Alarming rise in the number of sentinel events at public hospitals, Productivity Commission Report shows
31 January 2020
A report on public hospitals has identified an increase in sentinel events that cause serious harm to patients, with rates of inpatient suicides, incidents involving retained instruments or other material after surgery and medication errors leading to death continuing to put patients and their safety at risk, according to Maurice Blackburn Lawyers.
Maurice Blackburn’s national head of Medical Negligence, Dimitra Dubrow, said the figures were concerning.
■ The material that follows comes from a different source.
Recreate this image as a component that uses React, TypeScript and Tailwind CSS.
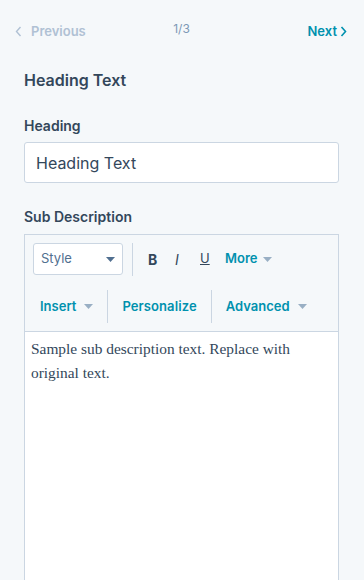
import React from 'react';

const Caret = ({ className = '' }: { className?: string }) => (
  <svg width="9" height="5" viewBox="0 0 9 5" className={className}>
    <path d="M0 0h9L4.5 5z" fill="currentColor" />
  </svg>
);

export default function App() {
  return (
    <div
      className="w-[364px] h-[580px] overflow-hidden bg-[#f5f8fa] text-[#33475b]"
      style={{ fontFamily: 'Inter, "Noto Sans", sans-serif' }}
    >
      {/* pager */}
      <div className="grid grid-cols-3 items-start pl-[15px] pr-[17px] pt-[20px] h-[68px]">
        <button className="flex items-center gap-[9px] mt-[2px] text-[13px] font-semibold text-[#b0c1d4]">
          <svg width="7" height="11" viewBox="0 0 7 11">
            <path d="M5.5 1L1.5 5.5 5.5 10" fill="none" stroke="currentColor" strokeWidth="1.4" />
          </svg>
          Previous
        </button>
        <span className="text-center text-[12px] text-[#7c98b6] pl-[1px]">1/3</span>
        <button className="flex items-center justify-end gap-[3px] mt-[2px] text-[13px] font-semibold text-[#0091ae]">
          Next
          <svg width="7" height="11" viewBox="0 0 7 11">
            <path d="M1.5 1L5.5 5.5 1.5 10" fill="none" stroke="currentColor" strokeWidth="1.6" />
          </svg>
        </button>
      </div>

      <div className="px-[24px] pr-[25px]">
        <h2 className="text-[16px] font-semibold leading-[24px] mb-[24px]">Heading Text</h2>

        <label className="block text-[14px] font-semibold leading-[20px] mb-[6px]">Heading</label>
        <input
          className="w-full h-[41px] px-[11px] bg-white border border-[#cbd6e2] rounded-[3px] text-[16px] text-[#33475b] outline-none"
          defaultValue="Heading Text"
        />

        <label className="block text-[14px] font-semibold leading-[20px] mt-[24px] mb-[7px]">
          Sub Description
        </label>

        <div className="border border-[#cbd6e2] bg-white">
          <div className="bg-[#f5f8fa] border-b border-[#cbd6e2]">
            <div className="flex items-start h-[50px] pt-[8px] pl-[8px]">
              <div className="flex items-center justify-between w-[90px] h-[32px] px-[7px] pr-[7px] bg-white border border-[#cbd6e2] rounded-[3px] text-[13px] text-[#516f90]">
                Style
                <Caret className="text-[#516f90]" />
              </div>
              <div className="w-px h-[33px] bg-[#cbd6e2] ml-[9px] mr-[15px]" />
              <div className="flex items-center h-[32px]">
                <span className="text-[14px] font-bold w-[27px]">B</span>
                <span className="text-[14px] italic w-[25px]" style={{ fontFamily: 'Inter, serif' }}>I</span>
                <span className="text-[13px] underline w-[25px]">U</span>
                <span className="flex items-center gap-[6px] text-[13px] font-semibold text-[#0091ae]">
                  More <Caret className="text-[#99afc4]" />
                </span>
              </div>
            </div>
            <div className="flex items-start h-[46px] pt-[5px]">
              <span className="flex items-center h-[33px] gap-[8px] pl-[15px] pr-[14px] text-[13px] font-semibold text-[#0091ae]">
                Insert <Caret className="text-[#99afc4]" />
              </span>
              <div className="w-px h-[33px] bg-[#cbd6e2]" />
              <span className="flex items-center h-[33px] px-[14px] text-[13px] font-semibold text-[#0091ae] tracking-[0.1px]">
                Personalize
              </span>
              <div className="w-px h-[33px] bg-[#cbd6e2]" />
              <span className="flex items-center h-[33px] gap-[8px] pl-[14px] text-[13px] font-semibold text-[#0091ae]">
                Advanced <Caret className="text-[#99afc4]" />
              </span>
            </div>
          </div>
          <div
            className="h-[300px] px-[6px] pt-[5px] text-[15.4px] leading-[24px] text-[#33475b]"
            style={{ fontFamily: '"Liberation Serif", serif' }}
          >
            Sample sub description text. Replace with original text.
          </div>
        </div>
      </div>
    </div>
  );
}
“Nationally, the report shows that the number of sentinel events in public hospitals has increased from 65 in 2016-17 to 80 in 2017-18, which reflects unacceptably high rates of inpatient suicides (24 in total nationally), with incidents reported across almost all states,” Ms Dubrow said.
“Victoria, continues to have the highest rates of sentinel events in the country, with 24, which includes seven inpatient suicides in 2017-18, and 12 incidents of retained instruments or other material after surgery, and two medication errors leading to deaths.
“NSW also recorded an increase with 20 in 2017-18 compared to 18 the previous year, while Queensland and South Australia each recorded 11 sentinel events compared to six and five respectively in 2016-17.
“Unfortunately, many of the incidents reported reflect the experiences of our clients, namely preventable events that have caused very serious and unexpected harm during a hospital stay,” she said.
“While this report shows that there is still work to be done to address unacceptable rates of sentinel events, the transparency of the states in reporting such events is welcomed in helping to shine a spotlight on our public hospitals so that issues can be identified to improve the safety of services for patients.”
The report also looks at adverse events at public hospitals – incidents in which harm resulted to a person during hospitalisation such as infections, falls resulting in injuries and problems with medication and medical devices.
“Such scrutiny of our private hospital system is long overdue – we know from the many medical negligence clients we assist that sentinel events are not isolated to the public hospital system and that there are many serious incidents that also occur in the private hospital system,” Ms Dubrow said.
“It is critical that there is greater reporting done across all hospitals to identify patient safety incidents and to ensure that action can be taken as a priority to address these risks.”